Shay Assad, the Director of Defense Pricing and Contracting Initiatives (DPC), in the Office of the Secretary of Defense (OSD), U.S. Department of Defense (DoD) has been removed from his position.

Trump administration officials have reassigned the Pentagon’s former top weapons-buying negotiator after he racked up hundreds of thousands of dollars in travel costs and pushed a controversial plan to slow payments to defense contractors.

Assad has been reassigned to a post unconnected to the contract negotiating team he has led for the last seven years. The move comes after he pushed to have contractor payments tied to their performance instead of to production milestones. Additionally, Assad had a special arrangement that allowed him to live in the Boston area and commute regularly to Washington, which cost over half a million dollars since 2012.

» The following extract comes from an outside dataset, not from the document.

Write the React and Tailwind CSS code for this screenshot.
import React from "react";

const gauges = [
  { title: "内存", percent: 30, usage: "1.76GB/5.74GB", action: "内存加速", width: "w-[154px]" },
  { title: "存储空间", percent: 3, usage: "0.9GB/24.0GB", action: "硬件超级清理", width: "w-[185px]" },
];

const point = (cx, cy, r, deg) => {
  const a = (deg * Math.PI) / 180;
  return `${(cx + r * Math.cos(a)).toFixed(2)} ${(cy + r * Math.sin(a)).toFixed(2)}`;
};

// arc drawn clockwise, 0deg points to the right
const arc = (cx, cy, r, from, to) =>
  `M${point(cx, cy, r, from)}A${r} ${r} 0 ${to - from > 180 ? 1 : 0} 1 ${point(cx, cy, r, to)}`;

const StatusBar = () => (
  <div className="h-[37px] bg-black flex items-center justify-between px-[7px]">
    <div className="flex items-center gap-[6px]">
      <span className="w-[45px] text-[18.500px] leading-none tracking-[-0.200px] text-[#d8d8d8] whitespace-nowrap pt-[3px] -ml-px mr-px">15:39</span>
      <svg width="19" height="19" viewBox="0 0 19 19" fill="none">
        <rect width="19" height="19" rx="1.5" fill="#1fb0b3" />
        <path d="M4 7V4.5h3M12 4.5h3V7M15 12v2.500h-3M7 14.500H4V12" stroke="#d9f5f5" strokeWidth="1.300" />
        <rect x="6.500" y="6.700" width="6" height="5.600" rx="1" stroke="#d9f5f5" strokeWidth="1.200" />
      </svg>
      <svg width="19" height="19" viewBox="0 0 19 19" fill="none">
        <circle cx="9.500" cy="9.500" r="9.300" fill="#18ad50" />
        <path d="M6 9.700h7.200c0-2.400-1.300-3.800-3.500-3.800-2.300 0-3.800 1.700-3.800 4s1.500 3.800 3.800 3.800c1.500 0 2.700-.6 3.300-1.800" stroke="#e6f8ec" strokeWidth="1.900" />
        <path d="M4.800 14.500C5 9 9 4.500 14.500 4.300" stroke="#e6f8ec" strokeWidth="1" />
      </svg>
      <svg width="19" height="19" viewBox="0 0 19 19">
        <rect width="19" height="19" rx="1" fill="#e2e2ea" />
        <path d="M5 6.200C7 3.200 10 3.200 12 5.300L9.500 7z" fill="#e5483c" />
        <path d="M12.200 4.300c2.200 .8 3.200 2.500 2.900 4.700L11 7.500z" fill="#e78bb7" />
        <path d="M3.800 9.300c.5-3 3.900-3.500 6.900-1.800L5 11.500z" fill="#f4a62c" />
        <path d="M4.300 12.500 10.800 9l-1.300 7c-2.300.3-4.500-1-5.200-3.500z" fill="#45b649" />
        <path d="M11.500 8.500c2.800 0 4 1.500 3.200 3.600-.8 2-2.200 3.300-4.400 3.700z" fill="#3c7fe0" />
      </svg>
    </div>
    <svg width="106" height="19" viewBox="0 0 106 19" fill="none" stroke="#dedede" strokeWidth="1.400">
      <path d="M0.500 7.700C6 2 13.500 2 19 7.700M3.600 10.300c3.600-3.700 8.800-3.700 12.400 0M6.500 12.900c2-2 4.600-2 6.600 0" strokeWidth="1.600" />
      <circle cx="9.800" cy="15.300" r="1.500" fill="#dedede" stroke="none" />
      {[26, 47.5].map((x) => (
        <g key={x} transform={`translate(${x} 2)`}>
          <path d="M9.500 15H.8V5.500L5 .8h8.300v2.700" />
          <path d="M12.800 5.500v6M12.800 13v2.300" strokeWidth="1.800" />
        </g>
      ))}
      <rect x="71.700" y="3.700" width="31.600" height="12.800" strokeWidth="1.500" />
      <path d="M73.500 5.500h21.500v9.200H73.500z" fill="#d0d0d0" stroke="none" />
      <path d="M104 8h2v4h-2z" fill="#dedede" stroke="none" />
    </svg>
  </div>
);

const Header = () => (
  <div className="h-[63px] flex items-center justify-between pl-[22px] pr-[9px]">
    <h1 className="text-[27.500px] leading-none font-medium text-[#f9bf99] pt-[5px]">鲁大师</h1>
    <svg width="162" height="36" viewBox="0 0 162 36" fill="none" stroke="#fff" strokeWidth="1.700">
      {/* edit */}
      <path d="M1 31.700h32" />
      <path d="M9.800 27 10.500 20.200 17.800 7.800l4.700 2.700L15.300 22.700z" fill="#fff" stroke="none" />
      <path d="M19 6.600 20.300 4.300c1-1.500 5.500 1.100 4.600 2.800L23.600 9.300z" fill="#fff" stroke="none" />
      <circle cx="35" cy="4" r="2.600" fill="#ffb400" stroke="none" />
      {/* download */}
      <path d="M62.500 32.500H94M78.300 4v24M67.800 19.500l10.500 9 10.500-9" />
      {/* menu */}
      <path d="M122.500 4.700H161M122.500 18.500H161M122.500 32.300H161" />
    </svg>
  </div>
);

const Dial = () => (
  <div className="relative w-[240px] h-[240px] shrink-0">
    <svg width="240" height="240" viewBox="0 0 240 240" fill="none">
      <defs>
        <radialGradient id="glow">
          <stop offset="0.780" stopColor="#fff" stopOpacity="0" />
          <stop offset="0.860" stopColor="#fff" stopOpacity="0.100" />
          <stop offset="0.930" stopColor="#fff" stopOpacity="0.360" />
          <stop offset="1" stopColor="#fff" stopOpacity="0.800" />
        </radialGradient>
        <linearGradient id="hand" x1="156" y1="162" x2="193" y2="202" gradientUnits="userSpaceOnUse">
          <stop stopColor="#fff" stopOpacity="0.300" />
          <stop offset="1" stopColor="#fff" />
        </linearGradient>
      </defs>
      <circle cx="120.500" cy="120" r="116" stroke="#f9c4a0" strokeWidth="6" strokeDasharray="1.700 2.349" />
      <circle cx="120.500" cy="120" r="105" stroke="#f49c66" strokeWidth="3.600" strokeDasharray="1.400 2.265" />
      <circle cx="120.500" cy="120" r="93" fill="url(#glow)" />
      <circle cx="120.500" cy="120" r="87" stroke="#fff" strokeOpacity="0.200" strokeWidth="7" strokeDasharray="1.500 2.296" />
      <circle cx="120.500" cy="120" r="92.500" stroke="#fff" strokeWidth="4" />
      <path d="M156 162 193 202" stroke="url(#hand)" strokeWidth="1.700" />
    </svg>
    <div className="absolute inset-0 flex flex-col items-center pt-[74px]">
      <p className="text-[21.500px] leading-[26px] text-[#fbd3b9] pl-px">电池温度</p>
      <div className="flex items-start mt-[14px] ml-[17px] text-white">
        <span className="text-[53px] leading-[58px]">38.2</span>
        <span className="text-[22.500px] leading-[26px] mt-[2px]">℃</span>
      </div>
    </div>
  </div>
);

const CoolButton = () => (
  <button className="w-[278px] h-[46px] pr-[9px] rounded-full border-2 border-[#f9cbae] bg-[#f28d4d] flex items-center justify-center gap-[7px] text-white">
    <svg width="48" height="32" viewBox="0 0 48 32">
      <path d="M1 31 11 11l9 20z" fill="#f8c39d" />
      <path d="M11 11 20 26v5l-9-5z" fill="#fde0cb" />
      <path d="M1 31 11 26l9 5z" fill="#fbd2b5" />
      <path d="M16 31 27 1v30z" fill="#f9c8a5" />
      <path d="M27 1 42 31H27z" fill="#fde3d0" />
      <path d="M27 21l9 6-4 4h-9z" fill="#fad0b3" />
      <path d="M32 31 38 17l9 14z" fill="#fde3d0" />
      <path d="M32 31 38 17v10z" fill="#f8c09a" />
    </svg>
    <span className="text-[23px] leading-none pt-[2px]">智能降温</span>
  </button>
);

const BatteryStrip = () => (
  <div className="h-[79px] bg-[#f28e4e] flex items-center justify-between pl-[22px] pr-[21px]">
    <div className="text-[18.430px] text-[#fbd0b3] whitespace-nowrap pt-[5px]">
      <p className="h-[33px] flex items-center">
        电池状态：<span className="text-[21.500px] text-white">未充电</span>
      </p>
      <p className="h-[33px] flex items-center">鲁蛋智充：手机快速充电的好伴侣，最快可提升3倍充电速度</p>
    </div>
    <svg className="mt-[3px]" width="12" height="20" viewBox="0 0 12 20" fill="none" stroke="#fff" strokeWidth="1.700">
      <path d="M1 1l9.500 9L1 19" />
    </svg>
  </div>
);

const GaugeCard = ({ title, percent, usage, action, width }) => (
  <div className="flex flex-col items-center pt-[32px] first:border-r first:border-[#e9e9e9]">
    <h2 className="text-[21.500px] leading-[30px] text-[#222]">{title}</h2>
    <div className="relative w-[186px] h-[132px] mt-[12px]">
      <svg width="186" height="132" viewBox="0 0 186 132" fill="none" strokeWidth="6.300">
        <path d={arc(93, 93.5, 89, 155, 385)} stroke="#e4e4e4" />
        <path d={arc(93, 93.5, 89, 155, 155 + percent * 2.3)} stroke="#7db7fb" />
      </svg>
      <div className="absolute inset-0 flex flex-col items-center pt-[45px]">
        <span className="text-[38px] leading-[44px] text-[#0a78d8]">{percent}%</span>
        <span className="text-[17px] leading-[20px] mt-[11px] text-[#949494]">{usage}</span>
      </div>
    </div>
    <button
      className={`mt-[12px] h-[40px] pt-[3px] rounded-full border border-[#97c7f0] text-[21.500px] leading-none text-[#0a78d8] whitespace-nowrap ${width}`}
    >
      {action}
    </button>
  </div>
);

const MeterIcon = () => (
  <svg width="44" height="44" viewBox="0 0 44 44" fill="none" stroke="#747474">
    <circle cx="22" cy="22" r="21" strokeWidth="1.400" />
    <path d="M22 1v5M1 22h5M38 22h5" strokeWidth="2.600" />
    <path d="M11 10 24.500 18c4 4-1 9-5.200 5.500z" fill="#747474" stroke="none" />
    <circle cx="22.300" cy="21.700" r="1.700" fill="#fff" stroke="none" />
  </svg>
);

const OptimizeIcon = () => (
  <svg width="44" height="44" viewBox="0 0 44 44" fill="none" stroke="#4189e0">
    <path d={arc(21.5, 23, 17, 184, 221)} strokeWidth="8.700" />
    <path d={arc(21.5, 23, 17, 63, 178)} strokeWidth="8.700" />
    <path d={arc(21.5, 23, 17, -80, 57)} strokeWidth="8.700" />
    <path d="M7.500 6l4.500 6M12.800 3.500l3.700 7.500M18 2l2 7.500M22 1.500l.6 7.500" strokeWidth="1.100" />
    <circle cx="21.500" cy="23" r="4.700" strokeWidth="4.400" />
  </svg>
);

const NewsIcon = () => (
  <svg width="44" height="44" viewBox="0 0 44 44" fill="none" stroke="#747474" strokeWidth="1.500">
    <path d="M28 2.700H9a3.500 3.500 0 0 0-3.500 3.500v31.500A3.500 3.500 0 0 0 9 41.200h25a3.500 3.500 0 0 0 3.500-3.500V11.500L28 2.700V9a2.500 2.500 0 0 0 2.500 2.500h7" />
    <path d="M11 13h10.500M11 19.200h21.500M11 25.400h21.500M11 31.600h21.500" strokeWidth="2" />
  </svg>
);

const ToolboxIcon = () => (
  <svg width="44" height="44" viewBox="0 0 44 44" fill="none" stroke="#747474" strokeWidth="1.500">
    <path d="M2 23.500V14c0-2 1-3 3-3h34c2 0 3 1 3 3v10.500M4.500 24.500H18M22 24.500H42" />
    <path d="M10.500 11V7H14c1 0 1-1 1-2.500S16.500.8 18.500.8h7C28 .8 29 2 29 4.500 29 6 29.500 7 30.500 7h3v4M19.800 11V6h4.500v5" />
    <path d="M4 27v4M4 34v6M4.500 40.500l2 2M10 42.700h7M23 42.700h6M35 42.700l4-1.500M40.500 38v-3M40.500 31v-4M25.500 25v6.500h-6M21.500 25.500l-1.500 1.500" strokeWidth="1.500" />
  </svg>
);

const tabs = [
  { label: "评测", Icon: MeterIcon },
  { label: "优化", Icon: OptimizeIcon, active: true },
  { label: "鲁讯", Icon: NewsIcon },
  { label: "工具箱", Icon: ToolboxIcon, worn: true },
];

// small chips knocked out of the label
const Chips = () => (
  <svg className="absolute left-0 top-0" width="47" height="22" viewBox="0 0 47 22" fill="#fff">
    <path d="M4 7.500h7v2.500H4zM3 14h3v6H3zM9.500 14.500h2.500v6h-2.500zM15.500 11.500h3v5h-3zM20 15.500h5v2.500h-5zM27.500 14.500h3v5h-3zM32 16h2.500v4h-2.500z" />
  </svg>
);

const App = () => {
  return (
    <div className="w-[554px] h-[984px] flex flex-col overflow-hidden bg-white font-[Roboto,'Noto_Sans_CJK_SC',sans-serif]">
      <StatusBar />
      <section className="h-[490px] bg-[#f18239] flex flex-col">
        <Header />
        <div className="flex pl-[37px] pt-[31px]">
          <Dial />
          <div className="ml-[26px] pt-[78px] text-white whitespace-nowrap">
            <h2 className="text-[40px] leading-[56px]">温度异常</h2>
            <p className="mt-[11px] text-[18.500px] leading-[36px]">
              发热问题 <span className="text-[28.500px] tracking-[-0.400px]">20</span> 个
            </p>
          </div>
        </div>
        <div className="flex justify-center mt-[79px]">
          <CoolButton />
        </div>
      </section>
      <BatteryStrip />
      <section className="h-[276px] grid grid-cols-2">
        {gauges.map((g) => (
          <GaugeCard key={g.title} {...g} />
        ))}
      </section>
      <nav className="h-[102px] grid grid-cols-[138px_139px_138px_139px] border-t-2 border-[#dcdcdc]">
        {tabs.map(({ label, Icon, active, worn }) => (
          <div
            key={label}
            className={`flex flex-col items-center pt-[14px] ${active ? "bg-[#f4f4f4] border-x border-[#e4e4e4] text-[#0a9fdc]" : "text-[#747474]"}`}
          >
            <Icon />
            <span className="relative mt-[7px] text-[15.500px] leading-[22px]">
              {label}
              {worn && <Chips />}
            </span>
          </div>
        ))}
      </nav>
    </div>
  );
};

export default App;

Officials also say Assad’s reassignment is, in part, due to a sweeping reorganization of the Defense Department’s acquisition directorate in which leaders determined they wanted the head of pricing to be located inside the Pentagon.

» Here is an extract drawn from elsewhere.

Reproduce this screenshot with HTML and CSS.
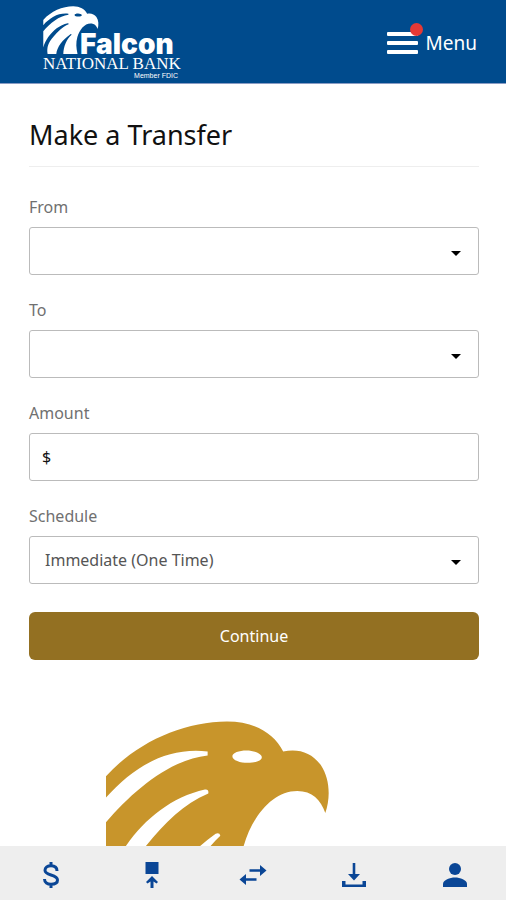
FILE: index.html
```html
<!DOCTYPE html>
<html lang="en">
<head>
    <meta charset="UTF-8">
    <meta name="viewport" content="width=device-width, initial-scale=1.0">
    <title>Falcon National Bank</title>
    <link rel="stylesheet" href="styles.css">
</head>
<body>
    <svg class="defs" aria-hidden="true">
        <symbol id="falcon" viewBox="48 60 670 580">
            <path fill-rule="evenodd" d="M48 228C140 126 280 64 410 64C490 64 550 98 578 154C624 144 664 158 690 194C718 236 720 292 704 338C690 298 665 272 620 272C545 272 485 350 460 436C440 505 446 570 462 640L290 640C292 545 330 460 390 406Q388 396 376 400C280 470 215 550 205 640L100 640C88 560 110 500 168 436C225 368 280 310 354 280Q356 266 344 268C245 290 165 355 108 436C78 480 60 520 48 560L48 366C130 270 240 178 352 166L352 154C230 140 130 200 48 292ZM426 168C426 158 446 151 468 151S514 160 514 171S494 188 472 188S426 180 426 168Z"/>
        </symbol>
    </svg>
    <div class="container">
        <header class="header">
            <a href="#" class="logo" aria-label="Falcon National Bank">
                <svg class="logo-bird"><use href="#falcon"/></svg>
                <span class="logo-name">Falcon</span>
                <span class="logo-bank">NATIONAL BANK</span>
                <span class="logo-fdic">Member FDIC</span>
            </a>
            <button class="menu-button" type="button">
                <span class="bars">
                    <span class="bar"></span>
                    <span class="bar"></span>
                    <span class="bar"></span>
                    <span class="dot"></span>
                </span>
                Menu
            </button>
        </header>
        <main class="content">
            <h1>Make a Transfer</h1>
            <form class="transfer-form">
                <div class="field">
                    <label for="from">From</label>
                    <select id="from">
                        <option></option>
                    </select>
                </div>
                <div class="field">
                    <label for="to">To</label>
                    <select id="to">
                        <option></option>
                    </select>
                </div>
                <div class="field">
                    <label for="amount">Amount</label>
                    <div class="amount-box">
                        <span class="currency">$</span>
                        <input type="text" id="amount" inputmode="decimal">
                    </div>
                </div>
                <div class="field">
                    <label for="schedule">Schedule</label>
                    <select id="schedule">
                        <option>Immediate (One Time)</option>
                    </select>
                </div>
                <button class="continue-button" type="button">Continue</button>
            </form>
            <div class="picture">
                <svg viewBox="0 0 296 200"><use href="#falcon" width="224" height="194"/></svg>
            </div>
        </main>
        <nav class="bottom-nav">
            <a href="#" aria-label="Accounts">
                <svg viewBox="0 0 28 28"><path class="line" d="M14 1v4M14 23v4M20 10C20 6.500 17.500 4.800 14 4.800S8 6.500 8 9.300C8 12 10.500 13 14 14S20.500 16 20.500 19S17.500 23.300 14 23.300S7.500 21.500 7.500 18"/></svg>
            </a>
            <a href="#" aria-label="Pay">
                <svg viewBox="0 0 28 28"><path d="M7.500 1h13v12h-13z"/><path d="M14 15l6 6-1.500 1.500-3-2V27h-3v-6.500l-3 2L8 21z"/></svg>
            </a>
            <a href="#" aria-label="Transfer">
                <svg viewBox="0 0 28 28"><path d="M10.500 8.200H21V4l6.500 5.500L21 15v-4.200H10.500zM17.500 17.200H7V13l-6.500 5.500L7 24v-4.200h10.500z"/></svg>
            </a>
            <a href="#" aria-label="Deposit">
                <svg viewBox="0 0 28 28"><path d="M12.700 2h2.600v11H20l-6 6.500L8 13h4.700z"/><path d="M2 20h3.500v3.400h17V20H26v6H2z"/></svg>
            </a>
            <a href="#" aria-label="Profile">
                <svg viewBox="0 0 28 28"><circle cx="14" cy="8" r="6"/><path d="M2 26v-3c0-4 7-6.500 12-6.500S26 19 26 23v3z"/></svg>
            </a>
        </nav>
    </div>
</body>
</html>
```
FILE: styles.css
```css
* {
    box-sizing: border-box;
}

body {
    margin: 0;
    font-family: "Noto Sans", sans-serif;
    font-size: 16px;
    color: #707070;
    background: #fff;
}

.defs {
    display: none;
}

.container {
    display: flex;
    flex-direction: column;
    height: 100vh;
}

.header {
    display: flex;
    justify-content: space-between;
    align-items: center;
    flex: none;
    height: 84px;
    padding: 2px 29px 0 43px;
    background: #004b8d;
    border-bottom: 1px solid #8a9cc4;
}

.logo {
    display: grid;
    grid-template-columns: 37px 98px;
    grid-template-rows: 50px 16px 8px;
    color: #fff;
    text-decoration: none;
}

.logo-bird {
    grid-area: 1 / 1;
    width: 56px;
    height: 48px;
    fill: #fff;
}

.logo-name {
    grid-area: 1 / 2;
    align-self: end;
    font: 900 28px/24px Inter, "Liberation Sans", sans-serif;
}

.logo-bank {
    grid-area: 2 / 1 / 3 / 3;
    font: 17px/16px "Liberation Serif", "Times New Roman", serif;
    white-space: nowrap;
}

.logo-fdic {
    grid-area: 3 / 1 / 4 / 3;
    justify-self: end;
    font: 7px/8px "Liberation Sans", Arial, sans-serif;
}

.menu-button {
    display: flex;
    align-items: center;
    gap: 8px;
    padding: 0;
    border: none;
    background: none;
    color: #fff;
    font: 19px/28px "Noto Sans", sans-serif;
    cursor: pointer;
}

.bars {
    position: relative;
    display: grid;
    gap: 5px;
    width: 31px;
}

.bar {
    height: 4px;
    background: #fff;
    border-radius: 1px;
}

.dot {
    position: absolute;
    top: -9px;
    right: -5px;
    width: 13px;
    height: 13px;
    border-radius: 50%;
    background: #e53935;
}

.content {
    flex: 1;
    min-height: 0;
    padding: 30px 27px 0 29px;
    overflow-y: auto;
    scrollbar-width: none;
}

h1 {
    margin: 0 0 28px;
    padding-bottom: 10px;
    border-bottom: 1px solid #eee;
    color: #111;
    font-size: 27px;
    font-weight: 400;
    line-height: 42px;
}

.field {
    display: flex;
    flex-direction: column;
    gap: 8px;
    margin-bottom: 23px;
}

.field label {
    font-size: 16px;
    line-height: 24px;
}

.field select, .amount-box {
    width: 100%;
    height: 48px;
    border: 1px solid #bbb;
    border-radius: 3px;
    background: #fff;
}

.field select {
    appearance: none;
    padding: 0 40px 0 15px;
    color: #555;
    font: 16px/24px "Noto Sans", sans-serif;
    background: url('data:image/svg+xml,<svg xmlns="http://www.w3.org/2000/svg" viewBox="0 0 10 5"><path d="M0 0h10L5 5z"/></svg>') no-repeat right 17px top 23px / 10px 5px #fff;
}

.amount-box {
    display: flex;
    align-items: center;
    padding: 0 12px;
}

.currency {
    color: #111;
}

.amount-box input {
    flex: 1;
    min-width: 0;
    border: none;
    outline: none;
    background: none;
    font: 16px/24px "Noto Sans", sans-serif;
}

.continue-button {
    display: block;
    width: 100%;
    height: 48px;
    margin-top: 28px;
    border: none;
    border-radius: 6px;
    background: #937022;
    color: #fff;
    font: 16px/24px "Noto Sans", sans-serif;
    cursor: pointer;
}

.picture {
    display: flex;
    justify-content: center;
    margin-top: 60px;
}

.picture svg {
    width: 296px;
    height: 200px;
    fill: #c8952b;
}

.bottom-nav {
    display: grid;
    grid-template-columns: repeat(5, 1fr);
    align-items: center;
    flex: none;
    height: 54px;
    padding-top: 4px;
    background: #eee;
}

.bottom-nav a {
    display: flex;
    justify-content: center;
}

.bottom-nav svg {
    width: 28px;
    height: 28px;
    fill: #0a4696;
}

.bottom-nav .line {
    fill: none;
    stroke: #0a4696;
    stroke-width: 3;
}
```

Pentagon officials describe Assad as a shrewd negotiator who has saved taxpayers hundreds of millions of dollars by getting better deals with major defense contractors. But some current and former officials also describe him as a bully who needed to be monitored by his superiors out of fear he would overstep his authorities.

Prior to his government service, Mr. Assad had a 22-year private sector career in the defense industry. From 1978 to 2000, Mr. Assad worked for the Raytheon Company, holding positions including Vice President – Director of Contracts; Senior Vice President, Contracts; Executive Vice President; and Chairman and Chief Executive Officer of Raytheon’s Engineering and Construction (RE&C) business with eleven offices world-wide, revenue of $2.7 Billion, and 15,000 employees. In his contracting positions at Raytheon, he was responsible for over $20 Billion in contract negotiation and administration activities in all of Raytheon’s businesses – both government and commercial.